§ Web page code records:
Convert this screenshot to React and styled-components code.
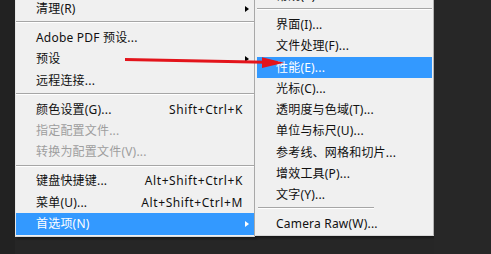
import React from "react";
import styled, { createGlobalStyle } from "styled-components";

const Global = createGlobalStyle`
  html, body { margin: 0; padding: 0; background: #262626; }
  body { overflow: hidden; }
`;

const Page = styled.div`
  position: relative;
  width: 491px;
  height: 254px;
  overflow: hidden;
  display: flex;
  align-items: flex-start;
  background: #262626;
  font-family: "Noto Sans", "Noto Sans CJK SC", sans-serif;
  font-size: 12px;
`;

const Strip = styled.div`
  width: 15px;
  height: 254px;
  flex: none;
  background: #222222;
`;

const Menu = styled.div`
  flex: none;
  width: ${(p) => p.$width}px;
  box-sizing: border-box;
  margin-top: ${(p) => p.$top}px;
  padding: 0 ${(p) => p.$pad}px 1px;
  background: #f0f0f0;
  border-left: 1px solid ${(p) => p.$leftBorder};
  border-right: 1px solid ${(p) => p.$rightBorder};
  border-bottom: 1px solid #d8d8d8;
  box-shadow: 2px 2px 2px rgba(0, 0, 0, 0.35);
`;

const Item = styled.div`
  display: flex;
  align-items: center;
  height: ${(p) => p.$h}px;
  padding-left: ${(p) => p.$indent}px;
  color: ${(p) => (p.$active ? "#ffffff" : p.$disabled ? "#9e9e9e" : "#111111")};
  background: ${(p) => (p.$active ? "#3399ff" : "transparent")};
  line-height: 14px;
  white-space: nowrap;
`;

const Label = styled.span`
  flex: 1;
  letter-spacing: 0.2px;
`;

const Shortcut = styled.span`
  letter-spacing: 0.6px;
`;

const ArrowSlot = styled.span`
  width: 11px;
  flex: none;
  display: flex;
  align-items: center;
`;

const SubArrow = styled.span`
  margin-left: 2px;
  width: 0;
  height: 0;
  border-left: 4px solid ${(p) => (p.$active ? "#ffffff" : "#000000")};
  border-top: 3.5px solid transparent;
  border-bottom: 3.5px solid transparent;
`;

const Separator = styled.div`
  height: 1px;
  background: #a6a6a6;
  border-bottom: 1px solid #ffffff;
  margin: 1.5px ${(p) => p.$right || 0}px 4px ${(p) => p.$left || 0}px;
`;

const Rest = styled.div`
  flex: 1;
  height: 254px;
  background: #272727;
`;

const Overlay = styled.svg`
  position: absolute;
  left: 0;
  top: 0;
  pointer-events: none;
`;

const LEFT_H = 21.4;
const SUB_H = 21.25;

function Row({ h, indent, label, shortcut, arrow, active, disabled, trailing }) {
  return (
    <Item $h={h} $indent={indent} $active={active} $disabled={disabled}>
      <Label>{label}</Label>
      {shortcut && <Shortcut>{shortcut}</Shortcut>}
      {trailing && <ArrowSlot>{arrow && <SubArrow $active={active} />}</ArrowSlot>}
    </Item>
  );
}

const leftMenu = [
  { label: "清理(R)", arrow: true },
  "sep",
  { label: "Adobe PDF 预设..." },
  { label: "预设", arrow: true },
  { label: "远程连接..." },
  "sep",
  { label: "颜色设置(G)...", shortcut: "Shift+Ctrl+K" },
  { label: "指定配置文件...", disabled: true },
  { label: "转换为配置文件(V)...", disabled: true },
  "sep",
  { label: "键盘快捷键...", shortcut: "Alt+Shift+Ctrl+K" },
  { label: "菜单(U)...", shortcut: "Alt+Shift+Ctrl+M" },
  { label: "首选项(N)", arrow: true, active: true },
];

const subMenu = [
  { label: "常规(K)..." },
  "sep",
  { label: "界面(I)..." },
  { label: "文件处理(F)..." },
  { label: "性能(E)...", active: true },
  { label: "光标(C)..." },
  { label: "透明度与色域(T)..." },
  { label: "单位与标尺(U)..." },
  { label: "参考线、网格和切片..." },
  { label: "增效工具(P)..." },
  { label: "文字(Y)..." },
  "sep2",
  { label: "Camera Raw(W)..." },
];

export default function App() {
  return (
    <>
      <Global />
      <Page>
        <Strip />
        <Menu $width={240} $top={-1.7} $pad={0} $leftBorder="#e6e6e6" $rightBorder="#a8a8a8">
          {leftMenu.map((it, i) =>
            it === "sep" ? (
              <Separator key={i} />
            ) : (
              <Row key={i} h={LEFT_H} indent={20} trailing {...it} />
            )
          )}
        </Menu>
        <Menu $width={179} $top={-14.35} $pad={1} $leftBorder="#f0f0f0" $rightBorder="#b4b4b4">
          {subMenu.map((it, i) =>
            it === "sep" ? (
              <Separator key={i} />
            ) : it === "sep2" ? (
              <Separator key={i} $left={1} $right={58} />
            ) : (
              <Row key={i} h={SUB_H} indent={19} {...it} />
            )
          )}
        </Menu>
        <Rest />
        <Overlay width="491" height="254" viewBox="0 0 491 254">
          <line x1="125" y1="59.5" x2="266" y2="62.3" stroke="#e3141b" strokeWidth="3" />
          <polygon points="262,57.2 284,62.7 262,68" fill="#e3141b" />
        </Overlay>
      </Page>
    </>
  );
}
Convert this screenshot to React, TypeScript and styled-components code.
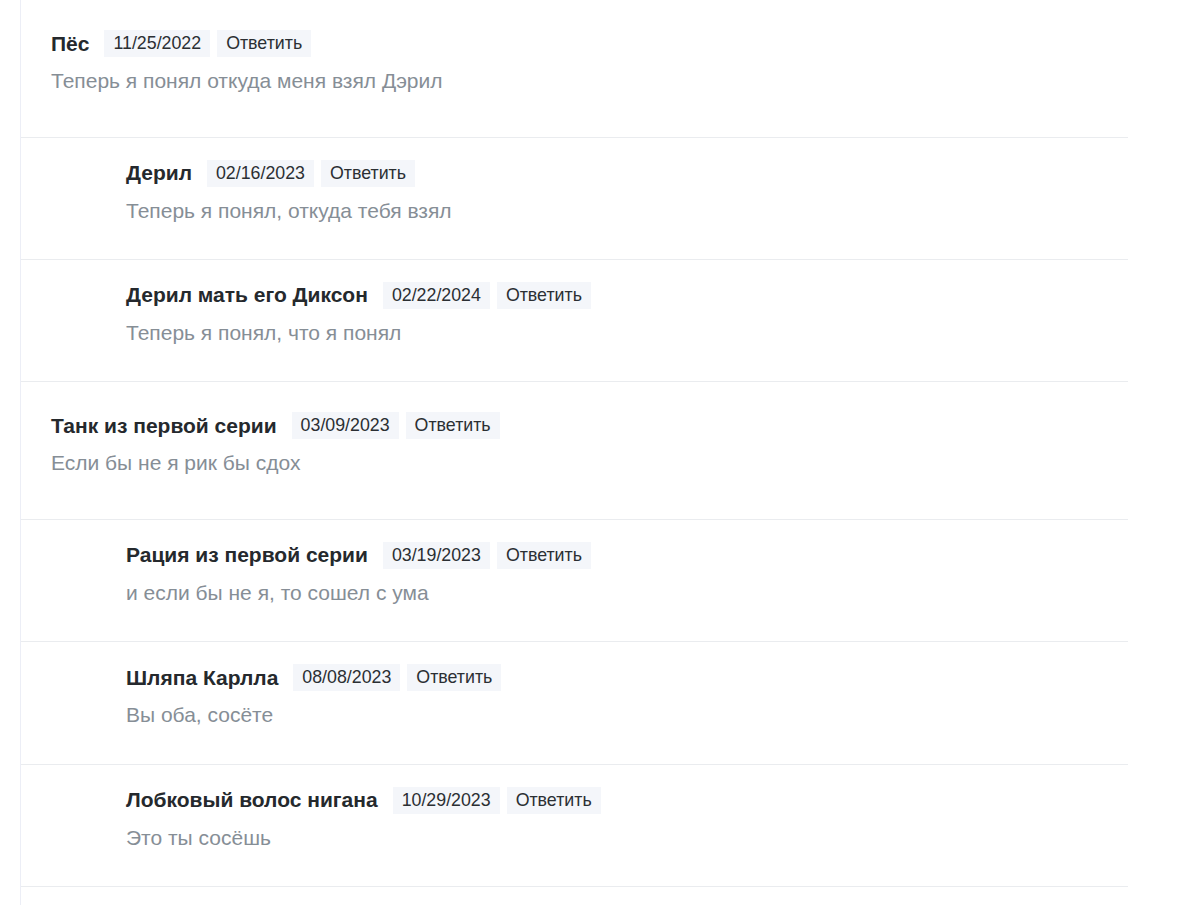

§ Task instructions:
Give the material again exactly as it is, but keep the pictures out.

§ Final result:
Convert this screenshot to React and styled-components code.
import React from "react";
import styled, { createGlobalStyle } from "styled-components";

const Global = createGlobalStyle`
  html, body { margin: 0; padding: 0; background: #262626; }
  body { overflow: hidden; }
`;

const Page = styled.div`
  position: relative;
  width: 491px;
  height: 254px;
  overflow: hidden;
  display: flex;
  align-items: flex-start;
  background: #262626;
  font-family: "Noto Sans", "Noto Sans CJK SC", sans-serif;
  font-size: 12px;
`;

const Strip = styled.div`
  width: 15px;
  height: 254px;
  flex: none;
  background: #222222;
`;

const Menu = styled.div`
  flex: none;
  width: ${(p) => p.$width}px;
  box-sizing: border-box;
  margin-top: ${(p) => p.$top}px;
  padding: 0 ${(p) => p.$pad}px 1px;
  background: #f0f0f0;
  border-left: 1px solid ${(p) => p.$leftBorder};
  border-right: 1px solid ${(p) => p.$rightBorder};
  border-bottom: 1px solid #d8d8d8;
  box-shadow: 2px 2px 2px rgba(0, 0, 0, 0.35);
`;

const Item = styled.div`
  display: flex;
  align-items: center;
  height: ${(p) => p.$h}px;
  padding-left: ${(p) => p.$indent}px;
  color: ${(p) => (p.$active ? "#ffffff" : p.$disabled ? "#9e9e9e" : "#111111")};
  background: ${(p) => (p.$active ? "#3399ff" : "transparent")};
  line-height: 14px;
  white-space: nowrap;
`;

const Label = styled.span`
  flex: 1;
  letter-spacing: 0.2px;
`;

const Shortcut = styled.span`
  letter-spacing: 0.6px;
`;

const ArrowSlot = styled.span`
  width: 11px;
  flex: none;
  display: flex;
  align-items: center;
`;

const SubArrow = styled.span`
  margin-left: 2px;
  width: 0;
  height: 0;
  border-left: 4px solid ${(p) => (p.$active ? "#ffffff" : "#000000")};
  border-top: 3.5px solid transparent;
  border-bottom: 3.5px solid transparent;
`;

const Separator = styled.div`
  height: 1px;
  background: #a6a6a6;
  border-bottom: 1px solid #ffffff;
  margin: 1.5px ${(p) => p.$right || 0}px 4px ${(p) => p.$left || 0}px;
`;

const Rest = styled.div`
  flex: 1;
  height: 254px;
  background: #272727;
`;

const Overlay = styled.svg`
  position: absolute;
  left: 0;
  top: 0;
  pointer-events: none;
`;

const LEFT_H = 21.4;
const SUB_H = 21.25;

function Row({ h, indent, label, shortcut, arrow, active, disabled, trailing }) {
  return (
    <Item $h={h} $indent={indent} $active={active} $disabled={disabled}>
      <Label>{label}</Label>
      {shortcut && <Shortcut>{shortcut}</Shortcut>}
      {trailing && <ArrowSlot>{arrow && <SubArrow $active={active} />}</ArrowSlot>}
    </Item>
  );
}

const leftMenu = [
  { label: "清理(R)", arrow: true },
  "sep",
  { label: "Adobe PDF 预设..." },
  { label: "预设", arrow: true },
  { label: "远程连接..." },
  "sep",
  { label: "颜色设置(G)...", shortcut: "Shift+Ctrl+K" },
  { label: "指定配置文件...", disabled: true },
  { label: "转换为配置文件(V)...", disabled: true },
  "sep",
  { label: "键盘快捷键...", shortcut: "Alt+Shift+Ctrl+K" },
  { label: "菜单(U)...", shortcut: "Alt+Shift+Ctrl+M" },
  { label: "首选项(N)", arrow: true, active: true },
];

const subMenu = [
  { label: "常规(K)..." },
  "sep",
  { label: "界面(I)..." },
  { label: "文件处理(F)..." },
  { label: "性能(E)...", active: true },
  { label: "光标(C)..." },
  { label: "透明度与色域(T)..." },
  { label: "单位与标尺(U)..." },
  { label: "参考线、网格和切片..." },
  { label: "增效工具(P)..." },
  { label: "文字(Y)..." },
  "sep2",
  { label: "Camera Raw(W)..." },
];

export default function App() {
  return (
    <>
      <Global />
      <Page>
        <Strip />
        <Menu $width={240} $top={-1.7} $pad={0} $leftBorder="#e6e6e6" $rightBorder="#a8a8a8">
          {leftMenu.map((it, i) =>
            it === "sep" ? (
              <Separator key={i} />
            ) : (
              <Row key={i} h={LEFT_H} indent={20} trailing {...it} />
            )
          )}
        </Menu>
        <Menu $width={179} $top={-14.35} $pad={1} $leftBorder="#f0f0f0" $rightBorder="#b4b4b4">
          {subMenu.map((it, i) =>
            it === "sep" ? (
              <Separator key={i} />
            ) : it === "sep2" ? (
              <Separator key={i} $left={1} $right={58} />
            ) : (
              <Row key={i} h={SUB_H} indent={19} {...it} />
            )
          )}
        </Menu>
        <Rest />
        <Overlay width="491" height="254" viewBox="0 0 491 254">
          <line x1="125" y1="59.5" x2="266" y2="62.3" stroke="#e3141b" strokeWidth="3" />
          <polygon points="262,57.2 284,62.7 262,68" fill="#e3141b" />
        </Overlay>
      </Page>
    </>
  );
}
Convert this screenshot to React, TypeScript and styled-components code.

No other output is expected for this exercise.